ECLI:NL:RBARN:2011:BQ0704
Rechtbank Arnhem
- Kort geding
- Rechtspraak.nl
Proeftijd in opvolgende arbeidsovereenkomsten en rechtsgeldigheid van ontslag
In deze zaak gaat het om twee opvolgende arbeidsovereenkomsten voor bepaalde tijd tussen dezelfde partijen, waarbij de eerste overeenkomst een oproepcontract betrof voor de functie van verkoopster en de tweede een dienstverband als filiaalleidster. De eerste arbeidsovereenkomst had een proeftijd van één maand, terwijl in de tweede arbeidsovereenkomst een proeftijd van twee maanden was overeengekomen. De centrale vraag was of het toegestaan was om in de tweede overeenkomst opnieuw een proeftijd te bedingen, gezien de eerdere proeftijd in de eerste overeenkomst.
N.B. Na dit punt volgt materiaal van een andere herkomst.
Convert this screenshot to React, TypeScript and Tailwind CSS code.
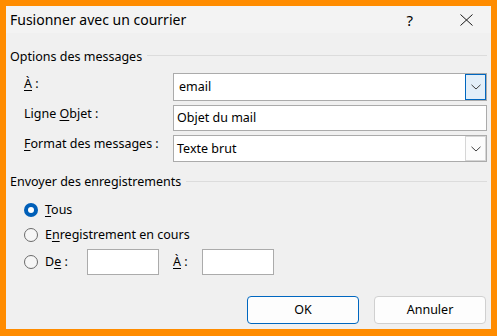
import React from "react";

function Chevron() {
  return (
    <svg width="10" height="6" viewBox="0 0 10 6" fill="none">
      <path d="M0.5 0.8 L5 5 L9.5 0.8" stroke="#404040" strokeWidth="1" />
    </svg>
  );
}

function Radio({ checked }: { checked?: boolean }) {
  if (checked) {
    return (
      <div className="w-[14px] h-[14px] rounded-full bg-[#005fb8] flex items-center justify-center shrink-0">
        <div className="w-[6px] h-[6px] rounded-full bg-white" />
      </div>
    );
  }
  return <div className="w-[14px] h-[14px] rounded-full border border-[#6b6b6b] bg-[#f6f6f6] shrink-0" />;
}

export default function App() {
  return (
    <div className="w-[497px] h-[336px] bg-[#ff8c00] pt-[6px] pl-[6px] pr-[6px] pb-[7px] font-['Noto_Sans',sans-serif] text-[12.5px] text-black">
      <div className="w-full h-full bg-[#f0f0f0] flex flex-col">
        {/* Title bar */}
        <div className="h-[27px] bg-[#f3f3f3] flex items-center pl-[4px] pr-[18px]">
          <span className="flex-1 text-[14px] leading-[20px]">Fusionner avec un courrier</span>
          <span className="text-[15px] leading-[20px] mr-[47px]">?</span>
          <svg width="13" height="12" viewBox="0 0 13 12" fill="none">
            <path d="M0.5 0.5 L12.5 11.5 M12.5 0.5 L0.5 11.5" stroke="#1a1a1a" strokeWidth="1" />
          </svg>
        </div>
        <div className="flex-1 bg-[#f0f0f0] flex flex-col pl-[4px] pr-[4px]">
          {/* Group header 1 */}
          <div className="mt-[14px] h-[20px] flex items-center">
            <span className="leading-[16px]">Options des messages</span>
            <div className="flex-1 h-px bg-[#dcdcdc] ml-[5px] mb-[4px]" />
          </div>
          {/* Rows */}
          <div className="mt-[6px] pl-[14px] flex flex-col gap-[4px]">
            <div className="flex items-start h-[28px]">
              <span className="w-[149px] leading-[16px] pt-[3px]">
                <span className="underline underline-offset-2">À</span> :
              </span>
              <div className="flex-1 h-full bg-white border border-[#ababab] flex items-center">
                <span className="flex-1 pl-[5px] leading-[16px]">email</span>
                <div className="w-[21px] h-full border border-[#0067c0] bg-[#e3eff9] flex items-center justify-center">
                  <Chevron />
                </div>
              </div>
            </div>
            <div className="flex items-start h-[26px]">
              <span className="w-[149px] leading-[16px] pt-[1px]">
                Ligne <span className="underline underline-offset-2">O</span>bjet :
              </span>
              <div className="flex-1 h-full bg-white border border-[#ababab] flex items-center">
                <span className="pl-[3px] leading-[16px]">Objet du mail</span>
              </div>
            </div>
            <div className="flex items-start h-[27px]">
              <span className="w-[149px] leading-[16px] pt-[1px]">
                <span className="underline underline-offset-2">F</span>ormat des messages :
              </span>
              <div className="flex-1 h-full bg-white border border-[#ababab] flex items-center">
                <span className="flex-1 pl-[3px] leading-[16px]">Texte brut</span>
                <div className="w-[21px] h-full border border-[#d6d6d6] bg-[#fcfcfc] flex items-center justify-center">
                  <Chevron />
                </div>
              </div>
            </div>
          </div>
          {/* Group header 2 */}
          <div className="mt-[10px] h-[20px] flex items-center">
            <span className="leading-[16px]">Envoyer des enregistrements</span>
            <div className="flex-1 h-px bg-[#dcdcdc] ml-[5px] mb-[2px]" />
          </div>
          {/* Radios */}
          <div className="pl-[14px] flex flex-col">
            <div className="mt-[11px] h-[14px] flex items-center gap-[7px]">
              <Radio checked />
              <span className="leading-[16px]">
                <span className="underline underline-offset-2">T</span>ous
              </span>
            </div>
            <div className="mt-[11px] h-[14px] flex items-center gap-[7px]">
              <Radio />
              <span className="leading-[16px]">
                E<span className="underline underline-offset-2">n</span>registrement en cours
              </span>
            </div>
            <div className="mt-[7px] h-[26px] flex items-center">
              <Radio />
              <span className="leading-[16px] ml-[7px] w-[42px]">
                D<span className="underline underline-offset-2">e</span> :
              </span>
              <div className="w-[72px] h-full bg-white border border-[#ababab]" />
              <span className="leading-[16px] ml-[14px] w-[29px]">
                <span className="underline underline-offset-2">À</span> :
              </span>
              <div className="w-[72px] h-full bg-white border border-[#ababab]" />
            </div>
          </div>
          {/* Buttons */}
          <div className="mt-[21px] h-[28px] flex justify-end gap-[15px] pr-[1px]">
            <button className="w-[112px] h-full rounded-[4px] border border-[#0067c0] bg-[#fdfdfd] leading-[16px]">OK</button>
            <button className="w-[112px] h-full rounded-[4px] border border-[#d0d0d0] bg-[#fdfdfd] leading-[16px]">Annuler</button>
          </div>
        </div>
      </div>
    </div>
  );
}
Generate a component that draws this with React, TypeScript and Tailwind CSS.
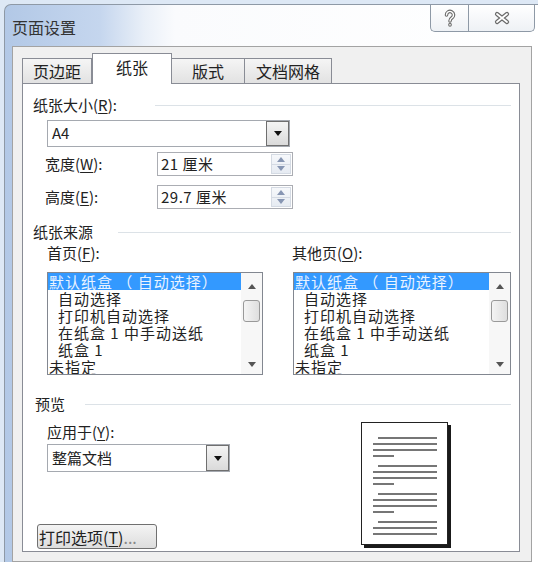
import type { ReactNode } from 'react'

// Word "页面设置" dialog, 纸张 tab

function Key({ k }: { k: string }) {
  return <>(<span className="underline underline-offset-2">{k}</span>)</>
}

function SectionHeader({ children, gap }: { children: ReactNode; gap: string }) {
  return (
    <div className="flex items-center h-[18px] text-[15px] leading-[18px]">
      <span className="whitespace-nowrap">{children}</span>
      <div className={`flex-1 h-px bg-[#dce2e7] ${gap}`} />
    </div>
  )
}

function ArrowDown({ color = '#111' }: { color?: string }) {
  return (
    <svg width="8" height="5" viewBox="0 0 8 5">
      <path d="M0 0 H8 L4 5 Z" fill={color} />
    </svg>
  )
}

function ArrowUp({ color = '#111' }: { color?: string }) {
  return (
    <svg width="8" height="5" viewBox="0 0 8 5">
      <path d="M0 5 H8 L4 0 Z" fill={color} />
    </svg>
  )
}

function Dropdown({ value, className }: { value: string; className: string }) {
  return (
    <div className={`flex border border-[#a5a9b0] bg-white ${className}`}>
      <div className="flex-1 flex items-center pl-[4px] text-[15px]">{value}</div>
      <div className="w-[23px] flex items-center justify-center border border-[#6f6f6f] bg-[linear-gradient(#f4f4f4,#dadada)]">
        <ArrowDown />
      </div>
    </div>
  )
}

function Spinner({ value }: { value: string }) {
  return (
    <div className="flex w-[136px] h-[24px] border border-[#abadb3] bg-white">
      <div className="flex-1 flex items-center pl-[3px] text-[15px] tracking-[0.5px]">{value}</div>
      <div className="w-[20px] my-[1px] mr-[1px] flex flex-col border border-[#d4dae3] bg-[linear-gradient(#f6f8fb,#e6ebf2)]">
        <div className="flex-1 flex items-center justify-center border-b border-[#d4dae3]">
          <ArrowUp color="#8796b3" />
        </div>
        <div className="flex-1 flex items-center justify-center">
          <ArrowDown color="#8796b3" />
        </div>
      </div>
    </div>
  )
}

const trayItems = [
  { text: '默认纸盒 （ 自动选择）', indent: false, selected: true },
  { text: '自动选择', indent: true },
  { text: '打印机自动选择', indent: true },
  { text: '在纸盒 1 中手动送纸', indent: true },
  { text: '纸盒 1', indent: true },
  { text: '未指定', indent: false },
]

function ListBox({ className }: { className: string }) {
  return (
    <div className={`flex h-[103px] border border-[#828790] bg-white overflow-hidden ${className}`}>
      <div className="flex-1 flex flex-col overflow-hidden">
        {trayItems.map((it, i) => (
          <div
            key={i}
            className={`h-[17px] text-[15px] leading-[17px] tracking-[1px] whitespace-nowrap ${it.selected ? 'bg-[#3399ff] text-[#eaf3ff]' : ''} ${it.indent ? 'pl-[10px]' : 'pl-[1px]'}`}
          >
            {it.text}
          </div>
        ))}
      </div>
      <div className="w-[21px] flex flex-col items-center bg-[#f7f7f7]">
        <div className="h-[27px] flex items-center justify-center">
          <ArrowUp color="#555" />
        </div>
        <div className="w-[17px] h-[22px] rounded-[3px] border border-[#999] bg-[linear-gradient(90deg,#f4f4f4,#dedede)]" />
        <div className="flex-1" />
        <div className="h-[20px] flex items-center justify-center">
          <ArrowDown color="#555" />
        </div>
      </div>
    </div>
  )
}

function PagePreview() {
  const groups = [4, 4, 4, 3]
  return (
    <div className="w-[87px] h-[123px] border border-[#222] bg-white shadow-[3px_3px_0_#1a1a1a] pl-[11px] pt-[14px] flex flex-col gap-[8px]">
      {groups.map((n, g) => (
        <div key={g} className="flex flex-col gap-[4px]">
          {Array.from({ length: n }).map((_, i) => (
            <div
              key={i}
              className={`h-[2px] bg-[#767676] ${i === 0 ? 'ml-[5px] w-[59px]' : n === 4 && i === 3 ? 'w-[21px]' : 'w-[64px]'}`}
            />
          ))}
        </div>
      ))}
    </div>
  )
}

function CaptionButtons() {
  return (
    <div className="flex mr-[3px]">
      <div className="w-[38px] h-[27px] flex items-center justify-center border-l border-b border-[#8e99a6] rounded-bl-[5px] bg-[linear-gradient(#ffffff,#eef1f5)]">
        <svg width="14" height="19" viewBox="0 0 14 19">
          <g fill="none" strokeLinecap="round">
            <path d="M3.5 6 a3.5 3.5 0 1 1 5.5 2.8 c-1.5 1 -2 1.6 -2 3.2 M7 15.5 v0.5" stroke="#6a6a6a" strokeWidth="3.6" />
            <path d="M3.5 6 a3.5 3.5 0 1 1 5.5 2.8 c-1.5 1 -2 1.6 -2 3.2 M7 15.5 v0.5" stroke="#fff" strokeWidth="1.4" />
          </g>
        </svg>
      </div>
      <div className="w-[67px] h-[27px] flex items-center justify-center border-l border-r border-b border-[#8e99a6] rounded-br-[5px] bg-[linear-gradient(#ffffff,#eef1f5)]">
        <svg width="18" height="14" viewBox="0 0 18 14">
          <g strokeLinecap="round">
            <path d="M4 3 L14 11 M14 3 L4 11" stroke="#6a6a6a" strokeWidth="4.2" />
            <path d="M4 3 L14 11 M14 3 L4 11" stroke="#fff" strokeWidth="1.8" />
          </g>
        </svg>
      </div>
    </div>
  )
}

const tabs = [
  { label: '页边距', w: 'w-[70px]' },
  { label: '纸张', w: 'w-[80px]', active: true },
  { label: '版式', w: 'w-[73px]' },
  { label: '文档网格', w: 'w-[87px]' },
]

export default function App() {
  return (
    <div className="w-[538px] h-[562px] overflow-hidden bg-[#dde8f5] text-[#222] font-['Noto_Sans_CJK_SC',sans-serif]">
      <div className="mt-[4px] ml-[4px] h-[558px] flex flex-col border-t border-l border-[#8e99a6] rounded-tl-[7px] bg-[linear-gradient(90deg,#b2c8e6_0px,#c5d6ee_95px,#eaf0f8_140px,#fafbfd_170px,#ffffff_100%)]">

        {/* Title bar */}
        <div className="h-[41px] flex justify-between items-start">
          <div className="pl-[7px] pt-[13px] text-[16px] leading-[18px] text-[#333]">页面设置</div>
          <CaptionButtons />
        </div>

        {/* Body */}
        <div className="ml-[7px] w-[520px] flex-1 border border-[#a3a3a3] bg-[#f0f0f0] pl-[9px] pt-[6px]">

          {/* Tabs */}
          <div className="flex items-end">
            {tabs.map(t => (
              <div
                key={t.label}
                className={t.active
                  ? `${t.w} h-[31px] -mb-px relative z-10 flex items-center justify-center border-l border-t border-r border-[#898c95] bg-white text-[16px] pb-[4px]`
                  : `${t.w} h-[25px] flex items-center justify-center border-t border-r border-[#898c95] first:border-l bg-[linear-gradient(#f5f5f5,#e2e2e2)] text-[16px]`}
              >
                {t.label}
              </div>
            ))}
          </div>

          {/* Panel */}
          <div className="w-[498px] h-[469px] border border-[#898c95] bg-white pl-[10px] pr-[8px] pt-[12px]">
            <SectionHeader gap="ml-[38px]">纸张大小<Key k="R" />:</SectionHeader>

            <Dropdown value="A4" className="mt-[6px] ml-[14px] w-[243px] h-[27px]" />

            <div className="mt-[5px] flex items-center h-[24px]">
              <div className="ml-[12px] w-[112px] text-[15px]">宽度<Key k="W" />:</div>
              <Spinner value="21 厘米" />
            </div>
            <div className="mt-[9px] flex items-center h-[24px]">
              <div className="ml-[12px] w-[112px] text-[15px]">高度<Key k="E" />:</div>
              <Spinner value="29.7 厘米" />
            </div>

            <div className="mt-[14px]">
              <SectionHeader gap="ml-[25px]">纸张来源</SectionHeader>
            </div>

            <div className="mt-[3px] flex">
              <div className="w-[259px] pl-[14px]">
                <div className="h-[18px] text-[15px] leading-[18px]">首页<Key k="F" />:</div>
                <ListBox className="mt-[10px] w-[216px]" />
              </div>
              <div className="flex-1">
                <div className="h-[18px] text-[15px] leading-[18px]">其他页<Key k="O" />:</div>
                <ListBox className="mt-[10px] ml-[1px] w-[218px]" />
              </div>
            </div>

            <div className="mt-[20px] pl-[2px]">
              <SectionHeader gap="ml-[20px]">预览</SectionHeader>
            </div>

            <div className="flex">
              <div className="w-[328px] flex flex-col items-start">
                <div className="mt-[10px] ml-[14px] h-[18px] text-[15px] leading-[18px]">应用于<Key k="Y" />:</div>
                <Dropdown value="整篇文档" className="mt-[3px] ml-[14px] w-[183px] h-[28px]" />
                <button className="mt-[52px] ml-[4px] w-[120px] h-[25px] flex items-center pl-[1px] rounded-[3px] border border-[#707070] bg-[linear-gradient(#f4f4f4,#dddddd)] text-[16px] whitespace-nowrap">
                  打印选项<Key k="T" /><span className="text-[#888]">...</span>
                </button>
              </div>
              <div className="mt-[9px]">
                <PagePreview />
              </div>
            </div>
          </div>
        </div>
      </div>
    </div>
  )
}
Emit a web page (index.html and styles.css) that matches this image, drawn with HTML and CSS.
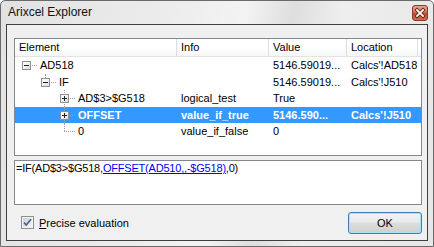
FILE: index.html
```html
<!DOCTYPE html>
<html lang="en">
<head>
    <meta charset="UTF-8">
    <title>Arixcel Explorer</title>
    <link rel="stylesheet" href="styles.css">
</head>
<body>

<div class="window">
    <!-- Barra de título -->
    <div class="titlebar">
        <span class="title">Arixcel Explorer</span>
        <div class="close">
            <svg width="14" height="14" viewBox="0 0 14 14">
                <path d="M4 4 L10 10 M10 4 L4 10" stroke="#5a1e12" stroke-width="3.4" stroke-linecap="square"/>
                <path d="M4 4 L10 10 M10 4 L4 10" stroke="#fff" stroke-width="1.8" stroke-linecap="square"/>
            </svg>
        </div>
    </div>

    <div class="client">
        <!-- Árvore da fórmula -->
        <div class="listview">
            <div class="header">
                <div class="hcell">Element</div>
                <div class="hcell">Info</div>
                <div class="hcell">Value</div>
                <div class="hcell">Location</div>
                <div class="hfill"></div>
            </div>

            <div class="row">
                <div class="cell el lv0"><span class="branch"><span class="box minus"></span></span><span>AD518</span></div>
                <div class="cell"></div>
                <div class="cell">5146.59019...</div>
                <div class="cell">Calcs'!AD518</div>
            </div>
            <div class="row">
                <div class="cell el lv1"><span class="branch end"><span class="box minus"></span></span><span>IF</span></div>
                <div class="cell"></div>
                <div class="cell">5146.59019...</div>
                <div class="cell">Calcs'!J510</div>
            </div>
            <div class="row">
                <div class="cell el lv2"><span class="branch mid"><span class="box plus"></span></span><span>AD$3&gt;$G518</span></div>
                <div class="cell">logical_test</div>
                <div class="cell">True</div>
                <div class="cell"></div>
            </div>
            <div class="row selected">
                <div class="cell el lv2"><span class="branch mid"><span class="box plus"></span></span><span>OFFSET</span></div>
                <div class="cell">value_if_true</div>
                <div class="cell">5146.590...</div>
                <div class="cell">Calcs'!J510</div>
            </div>
            <div class="row">
                <div class="cell el lv2"><span class="branch end"></span><span>0</span></div>
                <div class="cell">value_if_false</div>
                <div class="cell">0</div>
                <div class="cell"></div>
            </div>
        </div>

        <!-- Fórmula -->
        <div class="formula">=IF(AD$3&gt;$G518,<span class="link">OFFSET(AD510,,-$G518)</span>,0)</div>

        <div class="footer">
            <label class="check">
                <svg class="checkbox" width="13" height="13" viewBox="0 0 13 13">
                    <defs>
                        <linearGradient id="cb" x1="0" y1="0" x2="1" y2="1">
                            <stop offset="0" stop-color="#cbcfd5"/>
                            <stop offset="1" stop-color="#f6f6f6"/>
                        </linearGradient>
                    </defs>
                    <rect x="0.5" y="0.5" width="12" height="12" fill="#f4f4f4" stroke="#8e8f8f"/>
                    <rect x="2" y="2" width="9" height="9" fill="url(#cb)"/>
                    <path d="M3 6.5 L5.2 9 L10 3.2" fill="none" stroke="#4a5c8c" stroke-width="1.6"/>
                </svg>
                <span><u>P</u>recise evaluation</span>
            </label>
            <button class="ok">OK</button>
        </div>
    </div>
</div>

</body>
</html>
```

FILE: styles.css
```css
body {
    margin: 0;
    background-color: #fff;
    font-family: "Liberation Sans", Arial, sans-serif;
    font-size: 11px;
    color: #000;
}
.window {
    box-sizing: border-box;
    width: 434px;
    height: 247px;
    border: 1px solid #6a6a6a;
    border-radius: 5px 5px 0 0;
    padding: 0 5px 5px 5px;
    display: flex;
    flex-direction: column;
    background: linear-gradient(100deg, #e2e2e2 0%, #ececec 35%, #f3f3f3 52%, #dedede 62%, #eeeeee 72%, #e6e6e6 100%);
}
.titlebar {
    height: 23px;
    flex: none;
    display: flex;
    align-items: flex-start;
    padding-left: 2px;
}
.title {
    font-size: 12px;
    line-height: 23px;
    color: #111;
}
.close {
    margin-left: auto;
    margin-top: 4px;
    box-sizing: border-box;
    width: 16px;
    height: 16px;
    border: 1px solid #8c3a2a;
    border-radius: 3px;
    background: linear-gradient(#e6a392, #d2705a 45%, #c04a30 55%, #d46a4e);
    display: flex;
    align-items: center;
    justify-content: center;
}
.client {
    flex: 1;
    border: 1px solid #3f3f3f;
    background-color: #f0f0f0;
    padding: 13px 5px 0 7px;
    display: flex;
    flex-direction: column;
}
.listview {
    box-sizing: border-box;
    height: 118px;
    flex: none;
    border: 1px solid #828790;
    background-color: #fff;
    overflow: hidden;
}
.header, .row {
    display: grid;
    grid-template-columns: 162px 92px 78px 71px 1fr;
}
.header {
    height: 18px;
    box-sizing: border-box;
    border-bottom: 1px solid #e3e3e3;
    background: linear-gradient(#fff, #fff 55%, #f5f6f7);
}
.hcell {
    border-right: 1px solid #dedede;
    padding-left: 4px;
    line-height: 17px;
    white-space: nowrap;
}
.row {
    height: 16.5px;
    line-height: 16.5px;
}
.row.selected {
    background-color: #3399ff;
    color: #fff;
    font-weight: bold;
}
.cell {
    padding-left: 4px;
    white-space: nowrap;
    overflow: hidden;
}
.cell.el {
    display: flex;
    padding-left: 2px;
}
.cell.lv1 {
    padding-left: 21px;
}
.cell.lv2 {
    padding-left: 40px;
}
.branch {
    position: relative;
    flex: none;
    width: 19px;
    margin-right: 4px;
}
.branch::after {
    content: "";
    position: absolute;
    left: 9px;
    top: 8px;
    width: 11px;
    border-top: 1px dotted #a0a0a0;
}
.branch.mid::before, .branch.end::before {
    content: "";
    position: absolute;
    left: 9px;
    top: 0;
    bottom: 0;
    border-left: 1px dotted #a0a0a0;
}
.branch.end::before {
    bottom: auto;
    height: 8px;
}
.box {
    position: absolute;
    left: 5px;
    top: 4px;
    width: 7px;
    height: 7px;
    border: 1px solid #919191;
    background: linear-gradient(135deg, #fff, #f2f2f2 50%, #d8d8d8);
    z-index: 1;
}
.box::before {
    content: "";
    position: absolute;
    left: 1px;
    top: 3px;
    width: 5px;
    height: 1px;
    background-color: #222;
}
.box.plus::after {
    content: "";
    position: absolute;
    left: 3px;
    top: 1px;
    width: 1px;
    height: 5px;
    background-color: #222;
}
.formula {
    box-sizing: border-box;
    height: 45px;
    flex: none;
    margin-top: 4px;
    border: 1px solid #828790;
    background-color: #fff;
    padding: 0 1px;
    line-height: 14px;
    white-space: nowrap;
    letter-spacing: -0.2px;
}
.link {
    color: #0000ff;
    text-decoration: underline;
}
.footer {
    flex: 1;
    display: flex;
    align-items: center;
    justify-content: space-between;
    padding-left: 7px;
}
.check {
    display: flex;
    align-items: center;
    gap: 5px;
}
.checkbox {
    display: block;
}
.ok {
    box-sizing: border-box;
    width: 74px;
    height: 22px;
    border: 1px solid #3c7fb1;
    border-radius: 3px;
    box-shadow: inset 0 0 0 1px #a6e3f7;
    background: linear-gradient(#f2f2f2, #ebebeb 45%, #dddddd 50%, #cfcfcf);
    font-family: "Liberation Sans", Arial, sans-serif;
    font-size: 11px;
    color: #000;
    padding: 0;
}
```
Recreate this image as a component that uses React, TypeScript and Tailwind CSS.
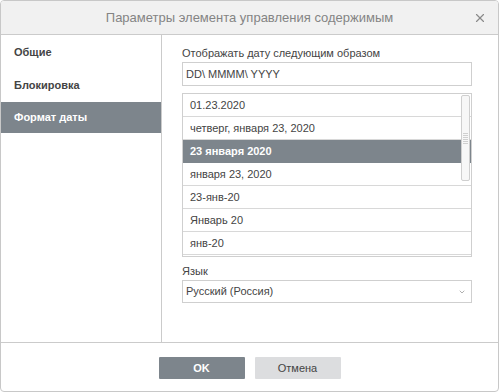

De eiseres, die als verkoopster werkte, vorderde onder andere betaling van haar salaris en vakantietoeslag, en stelde dat de proeftijd in de tweede overeenkomst nietig was op grond van artikel 7:652 lid 7 BW, omdat deze in samenhang met de eerdere proeftijd de maximale toegestane proeftijd overschreed. De gedaagde voerde aan dat de functie van filiaalleidster wezenlijk anders was dan die van verkoopster, en dat daarom een nieuwe proeftijd gerechtvaardigd was.
De rechtbank oordeelde dat de proeftijd in de tweede arbeidsovereenkomst geldig was, omdat de nieuwe functie andere vaardigheden en verantwoordelijkheden vereiste. De rechtbank concludeerde dat de gedaagde in het ontslag van de eiseres binnen de proeftijd geen ontslagvergunning nodig had, en dat het ontslag rechtsgeldig was. De vorderingen van de eiseres werden afgewezen, en zij werd veroordeeld in de proceskosten van de gedaagde.
Dit vonnis is uitgesproken door mr. R.J.B. Boonekamp op 28 maart 2011, en de eiseres werd in het ongelijk gesteld, met een veroordeling tot betaling van de proceskosten aan de zijde van de gedaagde.